As the battle between critical acclaim and widespread popularity continues to rage for filmmakers, maybe at the end of the day we all just want escapism?

Every year during awards season there’s the same backlash, as people argue that the nominees don’t accurately reflect the popular films of the year. It seems to be the recurring trade off for filmmakers – do they make their films popular, or critically acclaimed? The Venn diagram of films that fall into both of these categories seems incredibly limited.


Yet among the nominees this year, there is an underdog: Top Gun: Maverick. Hardly an arthouse film, Tom Cruise’s action packed drama drew in audiences who were both nostalgic for the original, and younger audiences who had probably learnt about the film from TikTok videos about Miles Teller. Top Gun managed to find this sweet spot. It supposedly brought in over $1.4 billion at the box office, a stark contrast to last year’s Oscar winner, CODA which made only $2 million against its $10 million budget.


This is the downfall of independent films. While they usually receive critical acclaim, they very rarely resonate with the mass audiences needed to fill seats. Without funding from investors, less art films get made and the cycle continues to spiral down until we are left with a film scene overly saturated with the kind of underdeveloped, rushed, plot hole-filled media produced by huge companies.


Saying that, Marvel films aren’t for me. I am not their target demographic. Just because I don’t enjoy Marvel however, doesn’t make them bad. I understand that it has a place in the contemporary film industry, and the ways that Disney push the boundaries of CGI and special effects is a great move in the future of film.


However, as funding for these blockbuster films increases, we lose out on the important work of independent filmmakers. I’ve lost count of the number of times I’ve gone to Odeon to try and see an independent film and instead found that the latest Marvel release is occupying nearly every screen in the theatre with showings almost every hour. I consider myself lucky when I find one screening for an independent film that isn’t at an absurd time.

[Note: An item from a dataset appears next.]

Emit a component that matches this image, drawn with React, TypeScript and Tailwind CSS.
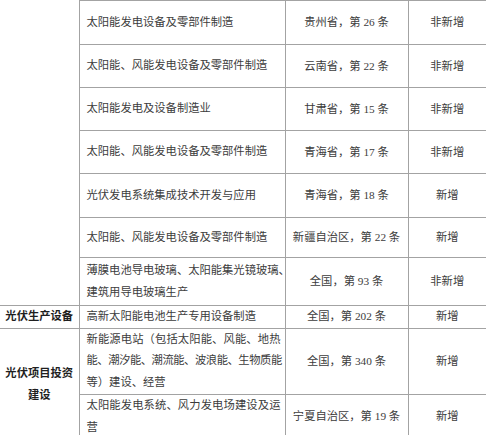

Independent cinemas are where independent films thrive but this pairing seems counter-productive. Without funding independent cinema will die. The only way to ensure they get that funding, is through finding a large audience to earn enough money to convince investors that these projects are worth investing in. While I’d love to argue that the artistic value of these films is enough to sustain them, unfortunately financiers don’t see it that way.


These independent films address issues which are important to humanity, whether they’re alluding to the Irish Civil War, or exploring the complex relationships between fathers and daughters, or addiction, these films resonate and connect with audiences.


One of the most effective ways that independent filmmakers can boost viewership is through casting. Maggie Gyllenhaal’s directorial debut, The Lost Daughter starred both Olivia Colman and Dakota Johnson. Similarly, Damien Chazelle’s latest project has a star-studded cast headed by Margot Robbie and Brad Pitt.


But again, we come back to the issue of budgeting. Securing these names can often cost a small fortune, blowing most of the budget in a risky move that might leave directors with few resources to actually produce the film. In contrast, the slightly more gimmicky films that seem to attract mass audiences can use lesser known actors – audiences go to see these films for the plots, not for the quality of the acting.


It’s a phenomenon we can see with the popularity of films like Cocaine Bear and M3gan. When these were first announced, I couldn’t tell who the intended audience was – the trailers were so vague as to whether they were satire, or just so bad that they were good. And yet, these are the films that audiences show up for.

Ultimately, viewers want an experience that they enjoy, and if they get this enjoyment through watching a drug-tripping bear, or an all-singing-all-dancing robot, then who am I to stop them. There are enough stresses in the real world that maybe we don’t want to be confronted with the harsh hitting realities independent filmmakers so often try to explore.


Maybe, at the end of the day, amidst political turmoil, all we want is to switch off. To be completely entranced in a film that is so ridiculous it’s almost comical, rather than one which tries to say something deeper about the world around us. This hyper-intellectualism in independent cinema can be incredibly off-putting for audiences who are new to the subject. Complex scripts, bizarre cinematography and overwhelming scores can make it easier to stick to the simple world of blockbuster film.


So while in an ideal world, there would be a place for both, until financiers start to recognise the value of investing in independent cinema, it’s probably going to continue to be inaccessible. Although companies like A24 are thriving, it’s important for consumers to prove to these investors that independent cinema has a place outside the elitist room of award shows. But on the flip side, escapism is one of the greatest things that cinema offers us and as much as I love arthouse cinema, sometimes after a long day of work I just want to laugh.